A New Turbine Is Planned for Colebrook Site

Projected to be bigger and more powerful than the first two

 

By Wiley Wood

The two wind turbines that now loom over Route 44 on the way to Winsted, representing Connecticut’s first commercial wind farm, may soon be joined by a third.

BNE Energy, which built the first two in 2015, has applied to the Connecticut Siting Council for more time to build a third. The Council approved the Flagg Hill Road site for three turbines back in 2013, but all construction was to be completed by Sept. 23, 2018. With the deadline fast approaching, BNE Energy has petitioned the Siting Council for a three-year extension.

First Selectman Tom McKeon of Colebrook confirmed that a third turbine was in the works, adding that the Town of Colebrook has no say in the matter because the Siting Council has already given its approval.

At a hearing on August 2, BNE Energy reported to the Council that, in June 2017, it entered into a new power purchase agreement with Eversource Energy for the projected third turbine. However, it needed more time “to complete preliminary activities, finalize the interconnection agreement, and construct the third turbine.”

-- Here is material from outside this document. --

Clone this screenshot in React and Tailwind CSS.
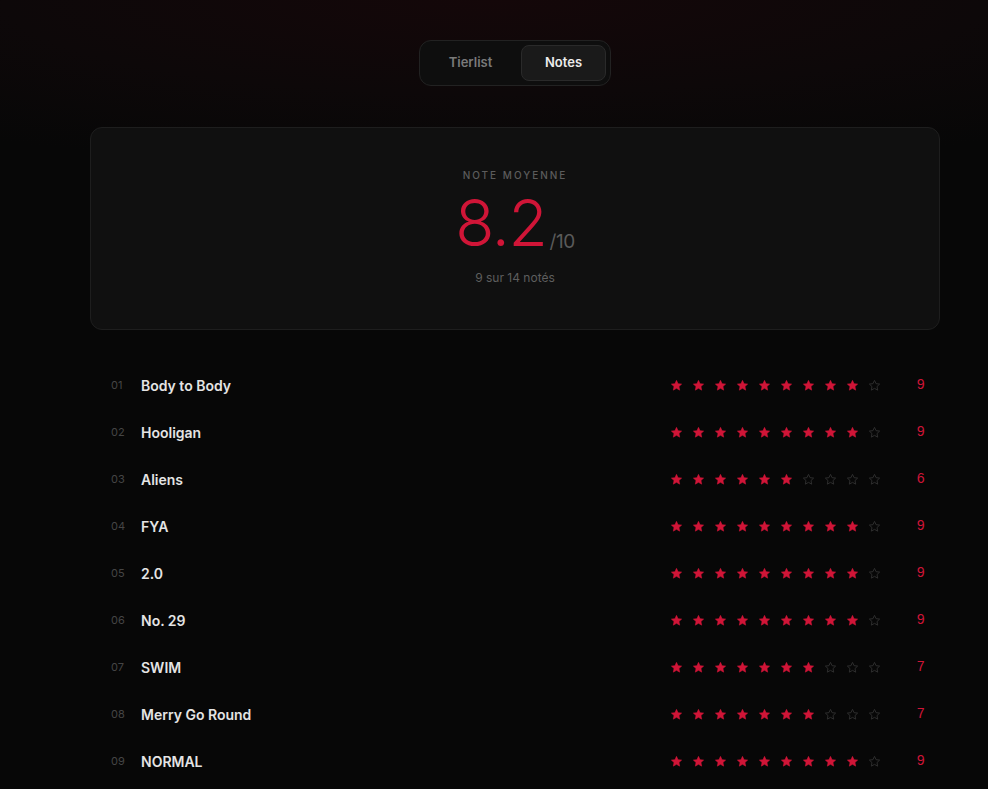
import React from "react";

const tracks = [
  { n: "01", title: "Body to Body", score: 9 },
  { n: "02", title: "Hooligan", score: 9 },
  { n: "03", title: "Aliens", score: 6 },
  { n: "04", title: "FYA", score: 9 },
  { n: "05", title: "2.0", score: 9 },
  { n: "06", title: "No. 29", score: 9 },
  { n: "07", title: "SWIM", score: 7 },
  { n: "08", title: "Merry Go Round", score: 7 },
  { n: "09", title: "NORMAL", score: 9 },
];

const STAR =
  "M12 2.5l2.9 6.1 6.6.8-4.9 4.6 1.3 6.6L12 17.3l-5.9 3.3 1.3-6.6-4.9-4.6 6.6-.8z";

function Star({ filled }) {
  return (
    <svg viewBox="0 0 24 24" className="w-[13px] h-[13px]">
      {filled ? (
        <path d={STAR} fill="#d01537" stroke="#d01537" strokeWidth="1" strokeLinejoin="round" />
      ) : (
        <path d={STAR} fill="none" stroke="#2e2e2e" strokeWidth="1.8" strokeLinejoin="round" />
      )}
    </svg>
  );
}

function Row({ n, title, score }) {
  return (
    <div className="flex items-center h-[47px] pl-[21px] pr-[15px]">
      <span className="w-[30px] text-[11px] text-[#454545]">{n}</span>
      <span className="flex-1 text-[14px] font-semibold text-[#e4e4e4]">{title}</span>
      <div className="flex gap-[9px]">
        {Array.from({ length: 10 }, (_, i) => (
          <Star key={i} filled={i < score} />
        ))}
      </div>
      <span className="w-[28px] ml-[16px] text-right text-[14px] text-[#d01537] font-['Liberation_Mono',monospace]">
        {score}
      </span>
    </div>
  );
}

export default function App() {
  return (
    <div className="min-h-[789px] pl-[42px] bg-[#070707] bg-[radial-gradient(ellipse_90%_170px_at_50%_0%,#140709_0%,#0d0809_55%,#070707_100%)] font-['Inter',sans-serif] overflow-hidden">
      <div className="w-[850px] mx-auto pt-[40px]">
        <div className="flex justify-center">
          <div className="flex items-center gap-[4px] p-[4px] rounded-xl bg-[#0e0e0e] border border-[#222222] h-[46px]">
            <button className="w-[93px] h-[36px] rounded-lg text-[13px] font-semibold text-[#7a7a7a]">
              Tierlist
            </button>
            <button className="w-[85px] h-[36px] rounded-lg text-[13px] font-semibold text-[#ececec] bg-[#1a1a1a] border border-[#2a2a2a]">
              Notes
            </button>
          </div>
        </div>

        <div className="mt-[41px] h-[203px] rounded-xl bg-[#101010] border border-[#1e1e1e] flex flex-col items-center pt-[40px]">
          <div className="text-[10px] tracking-[0.2em] text-[#5c5c5c] font-medium">NOTE MOYENNE</div>
          <div className="flex items-baseline mt-[6px]">
            <span className="text-[64px] leading-[68px] font-light text-[#d01537] tracking-[-0.02em]">8.2</span>
            <span className="text-[19px] text-[#5a5a5a] ml-[3px] tracking-tight relative top-[2px]">/10</span>
          </div>
          <div className="mt-[12px] text-[12px] text-[#5e5e5e]">9 sur 14 notés</div>
        </div>

        <div className="mt-[32px]">
          {tracks.map((t) => (
            <Row key={t.n} {...t} />
          ))}
        </div>
      </div>
    </div>
  );
}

When asked for a more detailed explanation, an attorney for BNE Energy responded that there were still permitting requirements to fullfill, including the submittal of a modified Development and Management (D&M) Plan to the Siting Council. Once the permitting has fallen into place, BNE will seek to complete its financing.

Originally, the Council approved a plan for three General Electric 2.85 megawatt turbines on the Flagg Hill site. The new turbine, as described in the 2017 agreement with Eversource, will have a generating capacity of 3.8 megawatts, making it larger than the other two, with a rotor diameter of 130 meters. The existing turbines have a rotor diameter of 100 meters.

When BNE Energy calculated shadow flicker, noise and ice throw in its report for the Siting Council, it based its figures on the 1.6 megawatt turbine it initially expected to install, according to Joyce Hemingson of FairwindCT, a citizens’ group that opposed the wind farm, and the Siting Council accepted the figures as applying to the 2.85 megawatt turbines that were eventually substituted for the smaller ones.

In its latest agreement with Eversource, BNE Energy has agreed to sell the power generated by the third turbine at about half the rate negotiated in the earlier power purchase agreement.

“Hard to figure,” said Hemingson by email. She noted that BNE Energy recently petitioned the state’s Public Utilities Regulatory Authority to reopen the earlier purchase agreement and raise the rate at which it sells electricity to the utility by 25 percent, citing higher costs and lower revenues than expected. So far, PURA has not responded to the request.

The two existing turbines are assessed by the Town of Colebrook at $9.3 million, over 5 percent of the town’s taxable property, and generate about $286,000 a year in town taxes. However, BNE Energy has brought a suit against Colebrook, charging that the assessment of the turbines is “manifestly excessive.” A series of pretrial hearings over the last two years at the tax appeals court in New Britain has brought no resolution, and the case is now headed for trial in Litchfield Superior Court.

To increase the share of Connecticut’s electricity generated by renewable and clean sources, the state’s Department of Energy and Environmental Protection awarded its first offshore wind project to Deepwater Wind in June 2018 for a 200-megawatt installation in the waters between Montauk, N.Y. and Martha’s Vineyard. DEEP also awarded two fuel cell projects totaling 44 megawatts to two Connecticut-based companies.

In 2011, BNE Energy told the Siting Council that its two turbines on the Flagg Hill site would annually generate at least 12,614 megawatt hours of Class I renewable energy, which would require the combustion of 21,069 barrels of oil to generate by conventional means. According to BNE Energy’s quarterly generation reports to PURA, the Colebrook wind farm has met and even slightly exceeded that level of energy generation in the past two years, with 12,742 MWh generated in 2016 and 12,706 MWh in 2017. The wind farm, according to these figures, is operating at about 30 percent of its rated capacity.

On Aug. 30, the Siting Council granted BNE Energy’s motion for a three-year extension.

Photo, top, of one of the GE 2.85 megawatt towers on the Flagg Hill site in Colebrook, by Bruce Frisch.

Correction: An earlier version of this article incorrectly referred to the citizens’ group “FairwindsCT.” The correct name is “FairwindCT.”